Enter Free Geek, a nonprofit in Portland that salvages broken laptops, tablets and desktops, fixes them and provides them at low or no-cost to people who can’t afford new ones. But while the pandemic heightened the demand for Free Geek’s repaired computers, corporate policies preventing easy access to parts, manuals and equipment made it harder for the nonprofit to complete its mission.
“It’s made the difference between me being able to obtain my housing and put food on my table and obtain my puppy and have him here,” Creer said of her new desktop computer. “I just took my driver’s permit test. Things like that. I wouldn’t have been able to get them done if I hadn’t gotten the computer from Free Geek.”

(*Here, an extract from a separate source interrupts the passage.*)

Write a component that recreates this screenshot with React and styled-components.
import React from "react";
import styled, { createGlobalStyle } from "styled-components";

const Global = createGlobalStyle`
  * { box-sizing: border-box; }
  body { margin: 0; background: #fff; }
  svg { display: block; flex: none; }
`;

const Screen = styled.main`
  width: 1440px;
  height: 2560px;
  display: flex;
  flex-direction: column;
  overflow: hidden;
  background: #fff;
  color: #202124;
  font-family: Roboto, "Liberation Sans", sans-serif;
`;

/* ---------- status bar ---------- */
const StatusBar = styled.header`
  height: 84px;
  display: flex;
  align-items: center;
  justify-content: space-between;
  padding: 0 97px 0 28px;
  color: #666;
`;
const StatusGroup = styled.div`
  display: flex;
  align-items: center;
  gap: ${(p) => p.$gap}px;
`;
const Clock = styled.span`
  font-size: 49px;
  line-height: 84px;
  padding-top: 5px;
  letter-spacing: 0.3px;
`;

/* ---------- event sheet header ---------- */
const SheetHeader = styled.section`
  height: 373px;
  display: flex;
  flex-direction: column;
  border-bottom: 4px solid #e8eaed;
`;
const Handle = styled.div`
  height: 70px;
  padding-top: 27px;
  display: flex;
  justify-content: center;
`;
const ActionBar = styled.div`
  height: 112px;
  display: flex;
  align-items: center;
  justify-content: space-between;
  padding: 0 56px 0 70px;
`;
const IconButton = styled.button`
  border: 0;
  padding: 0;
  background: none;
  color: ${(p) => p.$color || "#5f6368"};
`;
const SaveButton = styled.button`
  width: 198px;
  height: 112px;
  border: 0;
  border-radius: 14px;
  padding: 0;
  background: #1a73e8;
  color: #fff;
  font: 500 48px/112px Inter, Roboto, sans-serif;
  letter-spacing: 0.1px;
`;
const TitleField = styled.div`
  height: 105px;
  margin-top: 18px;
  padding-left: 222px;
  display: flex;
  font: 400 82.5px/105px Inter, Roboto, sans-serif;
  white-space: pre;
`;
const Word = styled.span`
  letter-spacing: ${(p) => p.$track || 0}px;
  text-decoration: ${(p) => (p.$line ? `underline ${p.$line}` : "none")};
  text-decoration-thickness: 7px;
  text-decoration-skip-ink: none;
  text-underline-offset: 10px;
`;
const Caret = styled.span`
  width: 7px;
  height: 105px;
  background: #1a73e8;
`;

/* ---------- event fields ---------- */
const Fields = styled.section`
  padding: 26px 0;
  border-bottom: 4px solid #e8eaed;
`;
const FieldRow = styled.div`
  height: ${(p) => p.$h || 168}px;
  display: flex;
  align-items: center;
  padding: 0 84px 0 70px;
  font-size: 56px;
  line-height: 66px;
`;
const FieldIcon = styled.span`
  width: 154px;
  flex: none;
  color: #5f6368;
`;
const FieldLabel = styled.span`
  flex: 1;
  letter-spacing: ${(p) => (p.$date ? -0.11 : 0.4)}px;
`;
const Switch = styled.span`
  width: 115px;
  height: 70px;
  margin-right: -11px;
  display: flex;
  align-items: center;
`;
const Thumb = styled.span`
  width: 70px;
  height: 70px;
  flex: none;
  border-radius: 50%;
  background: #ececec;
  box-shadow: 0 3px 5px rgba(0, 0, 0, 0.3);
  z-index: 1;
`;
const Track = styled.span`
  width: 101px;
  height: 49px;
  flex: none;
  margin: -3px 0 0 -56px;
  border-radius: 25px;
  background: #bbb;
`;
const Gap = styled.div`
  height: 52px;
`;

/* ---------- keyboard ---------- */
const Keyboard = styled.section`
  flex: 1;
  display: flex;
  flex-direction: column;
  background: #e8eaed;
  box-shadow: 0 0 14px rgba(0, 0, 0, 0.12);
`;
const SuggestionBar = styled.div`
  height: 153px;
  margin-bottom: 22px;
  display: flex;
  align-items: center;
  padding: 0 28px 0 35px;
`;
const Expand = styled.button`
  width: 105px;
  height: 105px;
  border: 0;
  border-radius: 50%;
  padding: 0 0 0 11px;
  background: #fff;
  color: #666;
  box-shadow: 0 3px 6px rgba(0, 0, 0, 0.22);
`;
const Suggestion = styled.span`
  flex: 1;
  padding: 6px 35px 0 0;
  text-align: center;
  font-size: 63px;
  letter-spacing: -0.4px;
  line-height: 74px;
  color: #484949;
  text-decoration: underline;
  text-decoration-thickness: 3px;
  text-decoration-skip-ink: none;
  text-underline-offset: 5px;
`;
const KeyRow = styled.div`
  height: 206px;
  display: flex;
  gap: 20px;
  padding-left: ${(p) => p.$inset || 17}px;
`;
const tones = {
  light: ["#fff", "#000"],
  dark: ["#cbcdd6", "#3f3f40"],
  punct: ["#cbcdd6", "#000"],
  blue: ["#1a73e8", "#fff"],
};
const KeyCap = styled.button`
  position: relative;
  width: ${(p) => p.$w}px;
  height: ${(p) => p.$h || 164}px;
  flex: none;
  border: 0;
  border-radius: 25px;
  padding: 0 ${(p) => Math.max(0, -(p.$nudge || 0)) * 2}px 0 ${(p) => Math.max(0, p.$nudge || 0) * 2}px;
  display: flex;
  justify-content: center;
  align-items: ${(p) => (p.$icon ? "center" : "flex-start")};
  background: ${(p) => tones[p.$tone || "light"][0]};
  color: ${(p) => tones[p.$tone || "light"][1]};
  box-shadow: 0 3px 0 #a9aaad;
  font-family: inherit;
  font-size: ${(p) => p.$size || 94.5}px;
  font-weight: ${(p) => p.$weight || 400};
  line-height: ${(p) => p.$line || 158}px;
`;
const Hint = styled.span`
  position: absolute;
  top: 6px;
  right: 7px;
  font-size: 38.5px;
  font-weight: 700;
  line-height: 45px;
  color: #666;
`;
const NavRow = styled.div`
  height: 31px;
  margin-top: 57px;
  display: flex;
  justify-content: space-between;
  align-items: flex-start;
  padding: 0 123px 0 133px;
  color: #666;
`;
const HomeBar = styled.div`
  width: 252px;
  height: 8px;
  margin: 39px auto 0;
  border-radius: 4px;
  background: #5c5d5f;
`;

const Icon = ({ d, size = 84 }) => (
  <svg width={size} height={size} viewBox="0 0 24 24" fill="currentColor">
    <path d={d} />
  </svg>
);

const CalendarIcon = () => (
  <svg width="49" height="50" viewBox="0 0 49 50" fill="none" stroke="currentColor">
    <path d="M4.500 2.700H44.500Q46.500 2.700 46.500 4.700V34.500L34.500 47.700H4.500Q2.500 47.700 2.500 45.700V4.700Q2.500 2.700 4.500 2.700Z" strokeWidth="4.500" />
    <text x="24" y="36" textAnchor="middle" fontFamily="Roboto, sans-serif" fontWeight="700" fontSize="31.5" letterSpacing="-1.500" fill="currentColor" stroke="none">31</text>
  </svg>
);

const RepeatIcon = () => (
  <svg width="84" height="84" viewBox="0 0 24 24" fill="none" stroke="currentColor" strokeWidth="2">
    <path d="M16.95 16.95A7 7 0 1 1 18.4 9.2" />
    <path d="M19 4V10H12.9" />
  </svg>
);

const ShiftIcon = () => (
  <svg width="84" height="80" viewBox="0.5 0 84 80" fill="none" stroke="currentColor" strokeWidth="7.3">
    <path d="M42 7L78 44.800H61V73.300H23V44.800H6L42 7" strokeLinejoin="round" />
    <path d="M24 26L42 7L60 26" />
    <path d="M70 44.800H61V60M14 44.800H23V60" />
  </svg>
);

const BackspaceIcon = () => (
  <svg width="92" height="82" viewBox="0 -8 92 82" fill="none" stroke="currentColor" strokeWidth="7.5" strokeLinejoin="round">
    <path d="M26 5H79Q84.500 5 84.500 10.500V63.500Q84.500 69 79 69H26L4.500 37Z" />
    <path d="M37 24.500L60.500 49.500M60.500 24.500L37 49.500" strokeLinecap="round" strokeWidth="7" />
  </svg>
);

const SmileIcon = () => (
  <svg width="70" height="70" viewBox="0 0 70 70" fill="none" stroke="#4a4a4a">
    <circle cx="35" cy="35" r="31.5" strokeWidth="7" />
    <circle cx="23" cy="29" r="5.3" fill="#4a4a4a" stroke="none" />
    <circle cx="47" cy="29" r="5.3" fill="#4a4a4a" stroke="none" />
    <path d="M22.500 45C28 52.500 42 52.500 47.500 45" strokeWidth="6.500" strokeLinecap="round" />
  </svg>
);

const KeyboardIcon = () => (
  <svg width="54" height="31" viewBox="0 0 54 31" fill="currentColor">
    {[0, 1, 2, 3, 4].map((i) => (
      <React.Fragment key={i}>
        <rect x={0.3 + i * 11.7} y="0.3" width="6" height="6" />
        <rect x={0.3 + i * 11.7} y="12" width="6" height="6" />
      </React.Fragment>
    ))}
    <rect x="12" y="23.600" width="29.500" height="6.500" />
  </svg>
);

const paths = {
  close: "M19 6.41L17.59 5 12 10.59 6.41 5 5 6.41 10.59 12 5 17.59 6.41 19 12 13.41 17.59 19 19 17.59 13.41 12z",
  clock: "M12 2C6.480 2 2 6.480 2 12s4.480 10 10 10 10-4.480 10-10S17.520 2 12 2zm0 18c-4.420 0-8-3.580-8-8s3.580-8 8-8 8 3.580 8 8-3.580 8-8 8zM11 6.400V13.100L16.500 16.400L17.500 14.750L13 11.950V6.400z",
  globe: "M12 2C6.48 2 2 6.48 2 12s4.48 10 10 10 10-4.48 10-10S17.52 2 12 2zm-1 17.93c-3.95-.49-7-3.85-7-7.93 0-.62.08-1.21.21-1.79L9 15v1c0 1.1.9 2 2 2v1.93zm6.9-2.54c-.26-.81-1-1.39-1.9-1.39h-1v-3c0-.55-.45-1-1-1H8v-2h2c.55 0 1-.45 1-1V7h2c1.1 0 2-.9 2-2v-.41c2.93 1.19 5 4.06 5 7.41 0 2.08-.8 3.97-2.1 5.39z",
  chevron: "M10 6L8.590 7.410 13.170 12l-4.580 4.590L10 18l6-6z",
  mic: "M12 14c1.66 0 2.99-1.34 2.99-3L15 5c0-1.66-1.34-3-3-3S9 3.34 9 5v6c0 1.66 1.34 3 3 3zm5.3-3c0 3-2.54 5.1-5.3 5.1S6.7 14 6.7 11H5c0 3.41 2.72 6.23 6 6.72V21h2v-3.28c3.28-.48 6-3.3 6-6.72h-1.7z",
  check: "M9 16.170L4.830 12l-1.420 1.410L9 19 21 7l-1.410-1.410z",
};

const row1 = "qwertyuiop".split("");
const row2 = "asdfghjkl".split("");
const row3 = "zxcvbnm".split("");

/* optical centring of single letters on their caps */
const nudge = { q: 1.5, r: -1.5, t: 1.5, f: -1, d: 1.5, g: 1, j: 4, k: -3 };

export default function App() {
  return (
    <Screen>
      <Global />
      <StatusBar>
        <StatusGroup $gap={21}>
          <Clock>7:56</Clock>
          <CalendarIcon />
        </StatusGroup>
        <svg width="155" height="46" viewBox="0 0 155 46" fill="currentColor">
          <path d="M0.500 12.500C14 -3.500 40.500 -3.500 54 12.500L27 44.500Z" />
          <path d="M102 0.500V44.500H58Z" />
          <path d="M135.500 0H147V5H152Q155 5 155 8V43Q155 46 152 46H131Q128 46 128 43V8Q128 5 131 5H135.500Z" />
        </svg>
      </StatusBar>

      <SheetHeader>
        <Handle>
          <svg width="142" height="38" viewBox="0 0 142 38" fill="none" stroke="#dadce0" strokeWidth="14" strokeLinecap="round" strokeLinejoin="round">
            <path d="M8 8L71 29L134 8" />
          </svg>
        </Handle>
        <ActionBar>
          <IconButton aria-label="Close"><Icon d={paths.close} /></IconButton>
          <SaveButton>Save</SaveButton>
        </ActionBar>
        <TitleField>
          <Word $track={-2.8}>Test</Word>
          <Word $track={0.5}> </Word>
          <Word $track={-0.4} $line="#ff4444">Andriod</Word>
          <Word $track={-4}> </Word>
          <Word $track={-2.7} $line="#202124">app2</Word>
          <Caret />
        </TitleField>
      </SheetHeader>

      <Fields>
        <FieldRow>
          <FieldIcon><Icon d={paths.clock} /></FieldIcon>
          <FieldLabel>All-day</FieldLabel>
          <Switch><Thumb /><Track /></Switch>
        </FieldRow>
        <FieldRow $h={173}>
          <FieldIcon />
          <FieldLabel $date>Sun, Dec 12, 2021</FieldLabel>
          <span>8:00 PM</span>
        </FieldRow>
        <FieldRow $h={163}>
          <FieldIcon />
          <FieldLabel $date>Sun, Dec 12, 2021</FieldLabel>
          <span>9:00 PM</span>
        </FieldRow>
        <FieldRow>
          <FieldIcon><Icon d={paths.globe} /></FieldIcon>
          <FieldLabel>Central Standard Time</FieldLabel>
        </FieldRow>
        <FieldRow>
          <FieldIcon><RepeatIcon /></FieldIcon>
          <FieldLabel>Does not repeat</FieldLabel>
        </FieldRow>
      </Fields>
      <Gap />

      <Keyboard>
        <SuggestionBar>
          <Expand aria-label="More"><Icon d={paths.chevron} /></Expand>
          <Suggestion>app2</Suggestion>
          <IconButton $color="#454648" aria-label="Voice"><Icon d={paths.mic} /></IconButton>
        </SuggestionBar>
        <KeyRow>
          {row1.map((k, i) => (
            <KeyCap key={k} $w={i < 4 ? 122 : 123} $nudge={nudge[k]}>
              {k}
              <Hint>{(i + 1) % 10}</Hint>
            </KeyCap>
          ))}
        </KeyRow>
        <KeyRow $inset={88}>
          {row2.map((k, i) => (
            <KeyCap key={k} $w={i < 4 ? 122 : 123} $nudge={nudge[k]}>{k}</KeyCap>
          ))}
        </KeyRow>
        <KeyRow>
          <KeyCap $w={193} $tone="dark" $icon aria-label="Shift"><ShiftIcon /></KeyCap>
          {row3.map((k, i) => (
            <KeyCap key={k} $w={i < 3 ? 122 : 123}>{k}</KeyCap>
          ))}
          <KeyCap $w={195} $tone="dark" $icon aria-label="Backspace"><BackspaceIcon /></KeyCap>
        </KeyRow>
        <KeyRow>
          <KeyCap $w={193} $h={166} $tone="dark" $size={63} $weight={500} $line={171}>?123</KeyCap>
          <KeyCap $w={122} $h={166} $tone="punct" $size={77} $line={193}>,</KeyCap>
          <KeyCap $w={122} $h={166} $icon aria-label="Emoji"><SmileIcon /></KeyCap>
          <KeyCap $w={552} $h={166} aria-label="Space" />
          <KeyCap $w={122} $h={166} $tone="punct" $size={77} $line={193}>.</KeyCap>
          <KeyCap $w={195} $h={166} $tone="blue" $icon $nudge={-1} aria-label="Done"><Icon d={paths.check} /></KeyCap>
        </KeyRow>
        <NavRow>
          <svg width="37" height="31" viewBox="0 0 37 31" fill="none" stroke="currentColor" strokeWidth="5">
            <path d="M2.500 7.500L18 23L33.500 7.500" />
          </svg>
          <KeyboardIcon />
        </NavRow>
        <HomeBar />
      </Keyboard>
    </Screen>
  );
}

The pandemic has made living without a computer harder than ever. Employees are working remotely, kids are going to school via laptop, and grandparents are visiting with their grandkids on screens. At the same time, the pandemic has made it harder to get broken devices fixed, as many big chain stores have ceased offering on-site repairs. As a result, people have been forced to send their devices to authorised repair facilities – often waiting weeks for them to be returned.
Many are powerless to avoid that inconvenience because small repair shops and do-it-yourselfers can’t get the parts or manuals they need to complete the job. The problem has become more pronounced in the past decade, as personal devices, appliances and machinery have become increasingly sophisticated. At the same time, brand-name manufacturers have become stingier with spare parts and maintenance information.
The resulting frustration has given new impetus to at least 39 so-called right-to-repair bills in 25 US states. The legislation would loosen restrictions on manufacturers’ information and parts and allow small repair shops and handy device owners to do their own fixing.
Manufacturers and distributors of brand-name products are opposed. They say unauthorised repairs are unsafe and compromise security by putting nonstandard components into machines which, they say, makes them more vulnerable to hacking.
Supporters of the right-to-repair bills dispute those assertions.